::: PROVIDED MATERIAL

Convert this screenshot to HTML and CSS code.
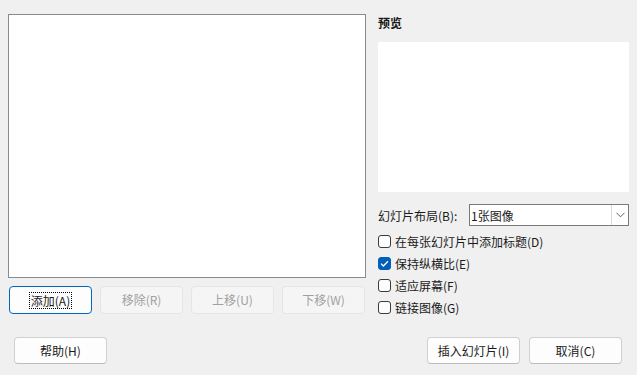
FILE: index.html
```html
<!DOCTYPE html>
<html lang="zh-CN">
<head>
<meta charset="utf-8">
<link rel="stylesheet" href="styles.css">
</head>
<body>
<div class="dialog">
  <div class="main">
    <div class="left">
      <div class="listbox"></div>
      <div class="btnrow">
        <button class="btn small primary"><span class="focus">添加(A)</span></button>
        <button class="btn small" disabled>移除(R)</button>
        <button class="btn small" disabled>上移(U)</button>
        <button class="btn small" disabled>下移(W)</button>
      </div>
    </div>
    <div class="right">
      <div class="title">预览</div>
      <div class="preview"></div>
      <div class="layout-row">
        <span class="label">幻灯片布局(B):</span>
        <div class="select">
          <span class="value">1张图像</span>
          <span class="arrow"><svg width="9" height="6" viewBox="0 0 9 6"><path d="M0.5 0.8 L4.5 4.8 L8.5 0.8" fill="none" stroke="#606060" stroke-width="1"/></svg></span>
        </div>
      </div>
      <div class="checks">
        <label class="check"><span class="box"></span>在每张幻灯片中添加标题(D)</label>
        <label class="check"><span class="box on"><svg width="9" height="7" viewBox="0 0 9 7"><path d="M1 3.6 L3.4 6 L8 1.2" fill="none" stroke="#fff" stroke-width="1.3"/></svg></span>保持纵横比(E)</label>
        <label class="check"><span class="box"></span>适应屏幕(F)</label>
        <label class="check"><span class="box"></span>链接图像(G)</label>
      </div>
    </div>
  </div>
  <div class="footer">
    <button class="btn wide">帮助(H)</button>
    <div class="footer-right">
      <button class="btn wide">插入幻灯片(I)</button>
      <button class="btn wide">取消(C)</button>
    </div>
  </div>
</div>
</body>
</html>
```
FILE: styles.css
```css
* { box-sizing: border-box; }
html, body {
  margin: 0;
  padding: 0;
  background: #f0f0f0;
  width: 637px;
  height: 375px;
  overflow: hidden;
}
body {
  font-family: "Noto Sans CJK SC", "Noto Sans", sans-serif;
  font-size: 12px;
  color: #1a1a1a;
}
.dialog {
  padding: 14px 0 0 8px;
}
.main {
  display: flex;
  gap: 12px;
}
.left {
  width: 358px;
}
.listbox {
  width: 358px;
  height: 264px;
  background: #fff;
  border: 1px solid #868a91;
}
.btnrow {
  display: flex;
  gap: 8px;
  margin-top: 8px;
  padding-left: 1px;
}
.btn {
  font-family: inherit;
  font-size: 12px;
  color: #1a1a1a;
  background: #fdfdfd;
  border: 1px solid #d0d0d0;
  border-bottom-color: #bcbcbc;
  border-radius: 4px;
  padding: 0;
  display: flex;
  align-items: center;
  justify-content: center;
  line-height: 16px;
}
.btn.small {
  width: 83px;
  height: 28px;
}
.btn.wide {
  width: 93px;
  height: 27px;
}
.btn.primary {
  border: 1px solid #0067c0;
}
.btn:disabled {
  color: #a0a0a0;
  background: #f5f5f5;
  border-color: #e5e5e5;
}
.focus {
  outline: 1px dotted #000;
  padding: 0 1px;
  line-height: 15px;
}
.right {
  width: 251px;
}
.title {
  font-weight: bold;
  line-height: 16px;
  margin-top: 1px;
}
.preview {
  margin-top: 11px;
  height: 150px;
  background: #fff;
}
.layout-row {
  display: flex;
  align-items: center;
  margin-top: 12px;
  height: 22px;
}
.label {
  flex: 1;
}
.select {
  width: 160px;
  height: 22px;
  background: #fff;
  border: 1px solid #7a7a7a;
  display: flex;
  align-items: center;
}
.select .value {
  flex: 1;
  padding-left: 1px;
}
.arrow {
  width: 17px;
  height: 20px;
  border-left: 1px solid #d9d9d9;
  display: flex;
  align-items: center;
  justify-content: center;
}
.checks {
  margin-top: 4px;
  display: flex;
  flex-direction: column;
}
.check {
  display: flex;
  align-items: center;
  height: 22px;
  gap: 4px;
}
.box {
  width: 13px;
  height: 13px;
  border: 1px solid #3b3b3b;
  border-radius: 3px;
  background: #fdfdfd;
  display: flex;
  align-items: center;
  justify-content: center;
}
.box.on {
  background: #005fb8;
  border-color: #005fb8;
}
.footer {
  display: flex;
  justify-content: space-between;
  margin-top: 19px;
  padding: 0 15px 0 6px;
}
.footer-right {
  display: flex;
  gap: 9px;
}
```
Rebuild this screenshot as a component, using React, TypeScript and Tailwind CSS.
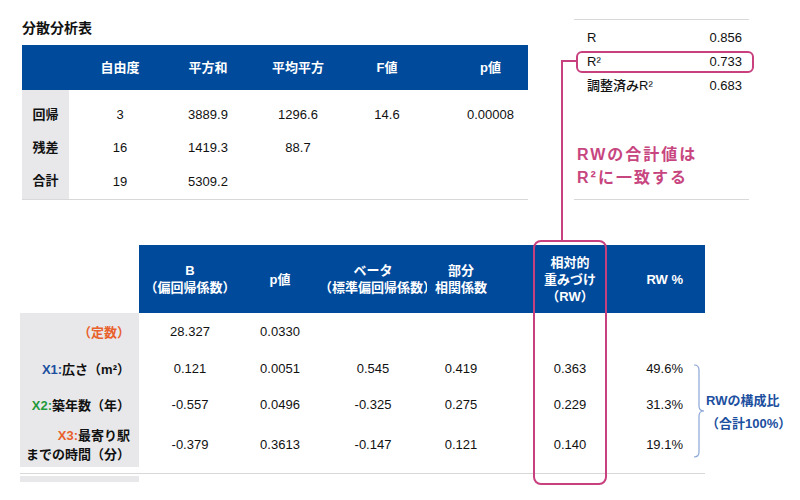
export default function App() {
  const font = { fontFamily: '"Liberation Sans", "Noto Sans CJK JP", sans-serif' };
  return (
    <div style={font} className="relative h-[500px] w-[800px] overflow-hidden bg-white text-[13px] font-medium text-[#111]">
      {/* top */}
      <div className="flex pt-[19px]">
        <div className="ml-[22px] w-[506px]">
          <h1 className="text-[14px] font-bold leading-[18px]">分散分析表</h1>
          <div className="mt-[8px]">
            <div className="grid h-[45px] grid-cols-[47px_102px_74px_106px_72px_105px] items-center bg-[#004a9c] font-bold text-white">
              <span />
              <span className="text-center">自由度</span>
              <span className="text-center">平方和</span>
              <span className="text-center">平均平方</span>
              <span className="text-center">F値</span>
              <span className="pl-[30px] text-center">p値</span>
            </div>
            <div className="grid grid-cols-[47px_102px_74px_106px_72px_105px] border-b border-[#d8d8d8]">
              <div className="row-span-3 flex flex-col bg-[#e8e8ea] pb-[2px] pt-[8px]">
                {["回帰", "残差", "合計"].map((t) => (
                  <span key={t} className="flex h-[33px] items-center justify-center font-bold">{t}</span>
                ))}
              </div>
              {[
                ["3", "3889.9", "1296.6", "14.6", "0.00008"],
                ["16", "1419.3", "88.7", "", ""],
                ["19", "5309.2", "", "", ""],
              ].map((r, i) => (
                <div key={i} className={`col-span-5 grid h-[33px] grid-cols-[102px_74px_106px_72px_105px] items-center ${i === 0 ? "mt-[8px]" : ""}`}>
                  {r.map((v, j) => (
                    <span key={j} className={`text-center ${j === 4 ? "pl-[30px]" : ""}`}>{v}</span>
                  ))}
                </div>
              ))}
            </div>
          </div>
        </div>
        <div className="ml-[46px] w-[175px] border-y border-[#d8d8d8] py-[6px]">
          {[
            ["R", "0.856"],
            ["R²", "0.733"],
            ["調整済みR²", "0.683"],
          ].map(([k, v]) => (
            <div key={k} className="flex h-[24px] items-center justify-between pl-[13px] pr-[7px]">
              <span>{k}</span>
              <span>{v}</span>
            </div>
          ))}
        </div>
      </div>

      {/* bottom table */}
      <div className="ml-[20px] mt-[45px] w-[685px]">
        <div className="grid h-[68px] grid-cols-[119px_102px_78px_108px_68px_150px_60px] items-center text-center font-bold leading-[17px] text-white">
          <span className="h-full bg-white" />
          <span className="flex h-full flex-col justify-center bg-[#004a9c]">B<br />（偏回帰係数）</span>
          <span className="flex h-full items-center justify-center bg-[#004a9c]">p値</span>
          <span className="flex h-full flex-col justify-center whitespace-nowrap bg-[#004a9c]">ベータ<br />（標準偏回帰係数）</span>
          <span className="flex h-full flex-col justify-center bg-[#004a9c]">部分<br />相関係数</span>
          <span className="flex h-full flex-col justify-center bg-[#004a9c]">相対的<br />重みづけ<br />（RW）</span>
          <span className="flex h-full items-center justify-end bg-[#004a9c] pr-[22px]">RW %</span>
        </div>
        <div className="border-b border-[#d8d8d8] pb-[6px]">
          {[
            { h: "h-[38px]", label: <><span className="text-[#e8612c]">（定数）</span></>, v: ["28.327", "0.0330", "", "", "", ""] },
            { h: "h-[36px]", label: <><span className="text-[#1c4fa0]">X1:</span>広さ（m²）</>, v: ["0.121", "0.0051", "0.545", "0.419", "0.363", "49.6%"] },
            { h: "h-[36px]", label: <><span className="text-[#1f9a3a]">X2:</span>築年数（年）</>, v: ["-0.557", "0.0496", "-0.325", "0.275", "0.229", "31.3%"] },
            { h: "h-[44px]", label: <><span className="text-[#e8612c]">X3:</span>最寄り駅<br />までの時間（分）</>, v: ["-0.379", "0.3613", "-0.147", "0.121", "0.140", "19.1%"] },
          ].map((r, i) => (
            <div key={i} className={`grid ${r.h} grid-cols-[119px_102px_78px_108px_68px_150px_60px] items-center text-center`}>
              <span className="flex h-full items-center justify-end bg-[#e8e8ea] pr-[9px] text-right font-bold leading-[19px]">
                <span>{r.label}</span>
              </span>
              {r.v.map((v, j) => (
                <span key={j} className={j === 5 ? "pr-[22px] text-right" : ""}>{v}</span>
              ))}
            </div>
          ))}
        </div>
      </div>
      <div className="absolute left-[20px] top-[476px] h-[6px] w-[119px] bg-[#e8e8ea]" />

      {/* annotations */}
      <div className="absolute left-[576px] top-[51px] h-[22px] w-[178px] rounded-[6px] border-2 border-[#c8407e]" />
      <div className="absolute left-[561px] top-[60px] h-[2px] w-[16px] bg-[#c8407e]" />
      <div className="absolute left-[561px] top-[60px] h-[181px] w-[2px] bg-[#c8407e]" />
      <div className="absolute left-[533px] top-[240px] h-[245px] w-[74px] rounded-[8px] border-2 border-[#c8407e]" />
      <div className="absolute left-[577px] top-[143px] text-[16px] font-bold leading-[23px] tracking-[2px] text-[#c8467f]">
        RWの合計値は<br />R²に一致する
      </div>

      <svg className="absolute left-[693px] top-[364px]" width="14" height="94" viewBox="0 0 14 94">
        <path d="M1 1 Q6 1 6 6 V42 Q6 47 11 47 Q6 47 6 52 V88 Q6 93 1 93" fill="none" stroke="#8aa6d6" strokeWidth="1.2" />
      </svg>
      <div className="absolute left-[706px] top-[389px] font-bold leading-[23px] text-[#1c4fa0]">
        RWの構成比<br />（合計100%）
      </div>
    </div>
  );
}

::::::
::: PROVIDED MATERIAL

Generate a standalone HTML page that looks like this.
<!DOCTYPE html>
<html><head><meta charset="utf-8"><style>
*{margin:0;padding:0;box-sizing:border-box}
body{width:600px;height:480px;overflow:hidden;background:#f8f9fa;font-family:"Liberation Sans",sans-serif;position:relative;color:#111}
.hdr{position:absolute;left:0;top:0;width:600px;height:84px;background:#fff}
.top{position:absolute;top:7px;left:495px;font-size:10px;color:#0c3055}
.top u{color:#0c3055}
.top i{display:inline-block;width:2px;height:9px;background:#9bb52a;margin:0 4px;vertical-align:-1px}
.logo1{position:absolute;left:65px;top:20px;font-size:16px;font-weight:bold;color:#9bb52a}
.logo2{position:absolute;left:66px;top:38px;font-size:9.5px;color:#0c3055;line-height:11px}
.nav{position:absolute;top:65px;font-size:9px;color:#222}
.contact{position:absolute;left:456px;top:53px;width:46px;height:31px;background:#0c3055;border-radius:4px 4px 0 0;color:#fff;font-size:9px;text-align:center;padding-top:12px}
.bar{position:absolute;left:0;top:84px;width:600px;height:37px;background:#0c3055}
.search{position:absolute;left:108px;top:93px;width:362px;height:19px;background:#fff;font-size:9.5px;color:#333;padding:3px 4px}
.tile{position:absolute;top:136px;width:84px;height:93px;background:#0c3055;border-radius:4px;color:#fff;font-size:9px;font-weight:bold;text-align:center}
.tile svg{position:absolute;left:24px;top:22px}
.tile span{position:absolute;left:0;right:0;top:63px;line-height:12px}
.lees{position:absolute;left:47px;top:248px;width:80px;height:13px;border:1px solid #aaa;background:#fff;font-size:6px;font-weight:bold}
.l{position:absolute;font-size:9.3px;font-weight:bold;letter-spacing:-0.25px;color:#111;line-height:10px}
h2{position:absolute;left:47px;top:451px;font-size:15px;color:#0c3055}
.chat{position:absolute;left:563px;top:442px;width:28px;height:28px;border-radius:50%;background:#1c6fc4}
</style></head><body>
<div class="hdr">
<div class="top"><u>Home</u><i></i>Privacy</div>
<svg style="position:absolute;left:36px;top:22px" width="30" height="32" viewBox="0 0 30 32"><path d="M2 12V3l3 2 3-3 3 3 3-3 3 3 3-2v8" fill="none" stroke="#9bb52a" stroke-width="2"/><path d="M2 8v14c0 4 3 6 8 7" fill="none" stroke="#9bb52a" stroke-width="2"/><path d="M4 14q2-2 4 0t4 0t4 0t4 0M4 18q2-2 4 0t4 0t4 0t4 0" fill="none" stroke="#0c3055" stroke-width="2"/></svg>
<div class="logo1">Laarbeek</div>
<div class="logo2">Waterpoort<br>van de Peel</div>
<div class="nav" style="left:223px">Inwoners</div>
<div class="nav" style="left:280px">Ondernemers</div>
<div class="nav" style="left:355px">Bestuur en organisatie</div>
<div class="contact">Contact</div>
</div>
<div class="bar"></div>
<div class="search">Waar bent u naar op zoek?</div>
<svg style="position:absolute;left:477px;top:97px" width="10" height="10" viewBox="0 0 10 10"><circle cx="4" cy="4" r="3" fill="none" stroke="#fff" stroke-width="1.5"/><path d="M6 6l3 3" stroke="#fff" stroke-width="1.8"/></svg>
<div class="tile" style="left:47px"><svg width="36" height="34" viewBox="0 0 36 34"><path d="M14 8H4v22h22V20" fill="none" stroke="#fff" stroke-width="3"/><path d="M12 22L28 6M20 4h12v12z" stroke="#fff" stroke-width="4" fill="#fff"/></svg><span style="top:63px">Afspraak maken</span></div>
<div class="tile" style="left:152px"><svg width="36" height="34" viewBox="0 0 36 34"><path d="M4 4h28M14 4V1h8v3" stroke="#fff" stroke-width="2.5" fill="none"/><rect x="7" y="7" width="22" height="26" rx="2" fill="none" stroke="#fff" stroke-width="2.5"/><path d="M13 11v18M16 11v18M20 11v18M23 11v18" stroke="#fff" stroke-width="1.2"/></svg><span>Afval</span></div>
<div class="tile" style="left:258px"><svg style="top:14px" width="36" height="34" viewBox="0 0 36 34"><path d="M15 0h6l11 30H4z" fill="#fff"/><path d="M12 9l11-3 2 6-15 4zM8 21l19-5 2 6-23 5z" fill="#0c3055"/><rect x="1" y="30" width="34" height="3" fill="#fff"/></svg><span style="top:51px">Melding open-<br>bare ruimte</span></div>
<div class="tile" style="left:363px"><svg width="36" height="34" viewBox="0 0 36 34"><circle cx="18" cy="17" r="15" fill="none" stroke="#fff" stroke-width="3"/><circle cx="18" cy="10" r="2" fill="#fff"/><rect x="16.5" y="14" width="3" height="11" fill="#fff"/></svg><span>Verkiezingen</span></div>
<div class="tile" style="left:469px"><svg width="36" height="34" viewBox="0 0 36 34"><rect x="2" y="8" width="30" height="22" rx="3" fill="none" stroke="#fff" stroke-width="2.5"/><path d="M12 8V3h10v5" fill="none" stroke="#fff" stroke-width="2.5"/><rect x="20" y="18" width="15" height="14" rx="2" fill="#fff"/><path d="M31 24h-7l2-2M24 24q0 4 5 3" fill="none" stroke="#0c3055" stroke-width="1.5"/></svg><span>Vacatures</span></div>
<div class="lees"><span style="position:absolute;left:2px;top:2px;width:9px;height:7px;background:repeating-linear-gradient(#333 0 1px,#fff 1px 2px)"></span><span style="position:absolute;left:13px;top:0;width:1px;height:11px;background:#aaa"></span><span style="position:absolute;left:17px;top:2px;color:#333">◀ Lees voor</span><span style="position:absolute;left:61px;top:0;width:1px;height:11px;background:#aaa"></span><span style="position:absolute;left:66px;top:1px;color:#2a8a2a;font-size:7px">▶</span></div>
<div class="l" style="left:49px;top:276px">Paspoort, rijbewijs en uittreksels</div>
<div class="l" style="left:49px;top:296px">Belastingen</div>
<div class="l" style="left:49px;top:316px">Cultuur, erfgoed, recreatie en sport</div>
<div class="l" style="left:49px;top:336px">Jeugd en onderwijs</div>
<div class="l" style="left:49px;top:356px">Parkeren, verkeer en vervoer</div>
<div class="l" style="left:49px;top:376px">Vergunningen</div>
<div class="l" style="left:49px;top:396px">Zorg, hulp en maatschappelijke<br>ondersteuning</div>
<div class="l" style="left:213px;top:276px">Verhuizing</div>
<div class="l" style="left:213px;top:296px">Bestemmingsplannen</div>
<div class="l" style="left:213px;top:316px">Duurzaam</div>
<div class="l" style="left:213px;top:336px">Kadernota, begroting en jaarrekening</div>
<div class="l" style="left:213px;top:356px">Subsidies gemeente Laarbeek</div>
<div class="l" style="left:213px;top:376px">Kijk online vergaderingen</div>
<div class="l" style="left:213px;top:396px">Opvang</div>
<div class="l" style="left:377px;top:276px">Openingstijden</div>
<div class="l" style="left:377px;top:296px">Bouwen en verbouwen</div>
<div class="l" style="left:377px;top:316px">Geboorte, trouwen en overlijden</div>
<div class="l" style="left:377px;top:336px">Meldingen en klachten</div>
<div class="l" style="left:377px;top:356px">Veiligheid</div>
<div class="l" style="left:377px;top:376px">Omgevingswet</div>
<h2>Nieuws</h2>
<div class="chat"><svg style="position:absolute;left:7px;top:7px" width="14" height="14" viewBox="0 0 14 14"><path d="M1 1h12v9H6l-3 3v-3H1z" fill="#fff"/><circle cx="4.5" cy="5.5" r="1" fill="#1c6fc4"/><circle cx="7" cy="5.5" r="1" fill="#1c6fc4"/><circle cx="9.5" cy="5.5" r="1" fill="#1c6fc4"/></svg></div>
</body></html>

::::::

DIRECTIONS FOR THIS TASK.
Copy every line of the data that holds the string "screenshot".

THE COMPLETED TASK.
Convert this screenshot to HTML and CSS code.
Rebuild this screenshot as a component, using React, TypeScript and Tailwind CSS.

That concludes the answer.